Credit Score. What exactly is a
credit score? In terms of homebuying, a credit score helps potential loan
officers determine the risk level of providing a mortgage to a potential
client. These scores are calculated using a formula that assesses your
comprehensive credit history. The higher your credit score, the more likely you
are to have better options as a homebuyer.
Closing and Closing Costs. First time homebuyers
may be surprised to discover there are often closing costs associated with the
completion of a sale. These fees may be related to insurance fees, survey fees
or attorney’s fees (if applicable). These costs will vary from location to
location. Be mindful of these fees before putting an offer on a home, to ensure
you have the extra funds to cover any surprise costs.
Closing
is the fun part! Closing means the home is now yours, and a deed will be given
to you once all necessary documents have been verified and approved. The home
is now in your name, and you can begin the move in process.
Down Payment. A down payment is a
portion of the sales price you will be required to pay the seller in order to
close a sale. The down payment must be paid at the time of settlement
(closing). Purchasing a home does not require the entire sale price be provided
upfront. This is where your mortgage payment will come into play.
Due Diligence.
The due diligence period is the time within
which the home buyer will complete all inspections and loan preparations. The due diligence fee is paid to the seller
and is applied toward the purchase price at closing. Should the buyer back out of the transaction
the due diligence fee typically is retained by the seller.
Earnest Money. The amount of Earnest Money varies in a transaction. It is typically 1% of the purchase price and
is applied toward the purchase price at closing. Earnest Money is testimony to the buyer’s
good intentions to follow through to closing and offers the seller assurance
that the buyer is acting in good faith.
Home Inspection. A home inspection is a
close physical examination of a property. Home inspections determine the
functionality of plumbing, electrical units, heating and cooling systems,
appliances, structural stability, etc. Home inspections occur before the purchase of a home
is finalized.
Lender. A lender is the
financial institution or private agency that is responsible for your loan.
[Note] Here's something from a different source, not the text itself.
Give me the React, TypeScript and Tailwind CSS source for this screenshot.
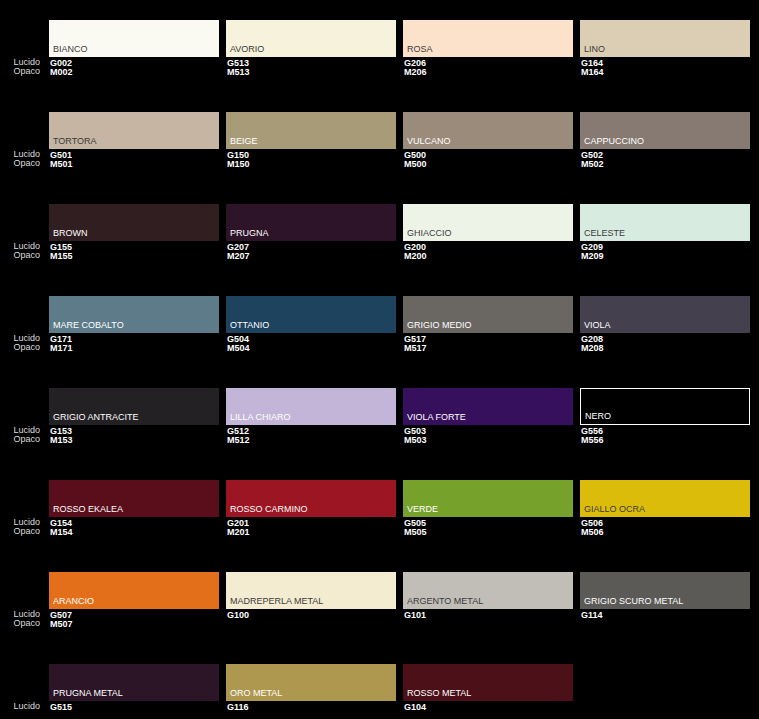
const rows: { name: string; color: string; g: string; m?: string; dark?: boolean; border?: boolean }[][] = [
  [
    { name: "BIANCO", color: "#fbfaf2", g: "G002", m: "M002", dark: true },
    { name: "AVORIO", color: "#f7f2dc", g: "G513", m: "M513", dark: true },
    { name: "ROSA", color: "#fde2cb", g: "G206", m: "M206", dark: true },
    { name: "LINO", color: "#dcceb4", g: "G164", m: "M164", dark: true },
  ],
  [
    { name: "TORTORA", color: "#c5b5a2", g: "G501", m: "M501", dark: true },
    { name: "BEIGE", color: "#a89c78", g: "G150", m: "M150" },
    { name: "VULCANO", color: "#9a8b7a", g: "G500", m: "M500" },
    { name: "CAPPUCCINO", color: "#867a72", g: "G502", m: "M502" },
  ],
  [
    { name: "BROWN", color: "#311e20", g: "G155", m: "M155" },
    { name: "PRUGNA", color: "#2e1429", g: "G207", m: "M207" },
    { name: "GHIACCIO", color: "#eef3e8", g: "G200", m: "M200", dark: true },
    { name: "CELESTE", color: "#d8ebe0", g: "G209", m: "M209", dark: true },
  ],
  [
    { name: "MARE COBALTO", color: "#5d7b88", g: "G171", m: "M171" },
    { name: "OTTANIO", color: "#1d435f", g: "G504", m: "M504" },
    { name: "GRIGIO MEDIO", color: "#6a6763", g: "G517", m: "M517" },
    { name: "VIOLA", color: "#44404e", g: "G208", m: "M208" },
  ],
  [
    { name: "GRIGIO ANTRACITE", color: "#242124", g: "G153", m: "M153" },
    { name: "LILLA CHIARO", color: "#c2b5d7", g: "G512", m: "M512" },
    { name: "VIOLA FORTE", color: "#36105c", g: "G503", m: "M503" },
    { name: "NERO", color: "#000000", g: "G556", m: "M556", border: true },
  ],
  [
    { name: "ROSSO EKALEA", color: "#5a0e1c", g: "G154", m: "M154" },
    { name: "ROSSO CARMINO", color: "#9b1523", g: "G201", m: "M201" },
    { name: "VERDE", color: "#76a22c", g: "G505", m: "M505" },
    { name: "GIALLO OCRA", color: "#dcbc0a", g: "G506", m: "M506", dark: true },
  ],
  [
    { name: "ARANCIO", color: "#e46f1b", g: "G507", m: "M507" },
    { name: "MADREPERLA METAL", color: "#f4ecd0", g: "G100", dark: true },
    { name: "ARGENTO METAL", color: "#c1beb8", g: "G101", dark: true },
    { name: "GRIGIO SCURO METAL", color: "#5b5a57", g: "G114" },
  ],
  [
    { name: "PRUGNA METAL", color: "#2b1526", g: "G515" },
    { name: "ORO METAL", color: "#ae9850", g: "G116" },
    { name: "ROSSO METAL", color: "#4c1018", g: "G104" },
  ],
];

export default function App() {
  return (
    <div
      className="w-[759px] h-[719px] overflow-hidden bg-black pt-[20px] text-[9px] leading-[9px]"
      style={{ fontFamily: '"Liberation Sans", Arial, sans-serif' }}
    >
      <div className="flex flex-col gap-[35px]">
        {rows.map((row, i) => {
          const hasM = row.some((s) => s.m);
          return (
            <div key={i} className="flex h-[57px]">
              <div className="w-[49px] flex flex-col items-end pr-[9px] pt-[38px] text-[#ddd] text-[9px] leading-[9px]">
                <span>Lucido</span>
                {hasM && <span>Opaco</span>}
              </div>
              <div className="flex gap-[7px]">
                {row.map((s) => (
                  <div key={s.name} className="w-[170px]">
                    <div
                      className={`h-[37px] flex items-end pl-[4px] pb-[3px] ${s.dark ? "text-[#3a3a3a]" : "text-white"} ${s.border ? "border border-white" : ""}`}
                      style={{ backgroundColor: s.color }}
                    >
                      {s.name}
                    </div>
                    <div className="pl-[1px] pt-[2px] font-bold text-white">
                      <div>{s.g}</div>
                      {s.m && <div>{s.m}</div>}
                    </div>
                  </div>
                ))}
              </div>
            </div>
          );
        })}
      </div>
    </div>
  );
}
Mortgage Banker. An individual, firm or
company that originates, sells and/or services loans secured by mortgages on
property.
Mortgage Broker. A mortgage broker is a
loan provider who serves as a liaison between the borrower and the lender.
Hiring a broker can help ease some of the anxiety that comes with applying for
major loans. Brokers can work for firms or independently.
Net Income. Your net income helps
determine your financial standing when applying for a mortgage. Net income is
your after- tax pay and is the money you receive after all tax withholdings
have been deducted from your gross income. Net income allows lenders to gauge
your viability is a potential homeowner.
Offer. An offer is your bid on a home that you
are interested in purchasing. Offers are almost always the exact asking price
or a lower value. Once you place an offer, depending on the value, you may
enter a negotiation process with the seller. A seller will either accept the
offer, negotiate a value somewhere in between your offer and the asking price,
or decline the offer entirely.
Pre-Approval vs. Pre-Qualification. These terms are closely
related but still have a few fundamental differences. Pre-Qualification is
essentially a less formal version of a pre-approval process. Pre-qual asks for
estimated information that you will give to your mortgage broker, that helps
them determine if you are a viable candidate. If you get pre-qualified, getting
pre-approval is the next step. Pre-approval is far more involved and will
require verified documentation of your financial history. Pre-approval is not
necessarily required for homebuyers to have, however it is strongly advised, as
not being pre-approved by a reputable bank or broker will significantly hurt
your chances of closing on a home.
Feeling overwhelmed? Not to worry, you will
not be expected to know everything about the buying process up front. Buying a
home takes time and patience. Don’t be afraid to ask your real estate broker
any questions; that’s what they’re there for!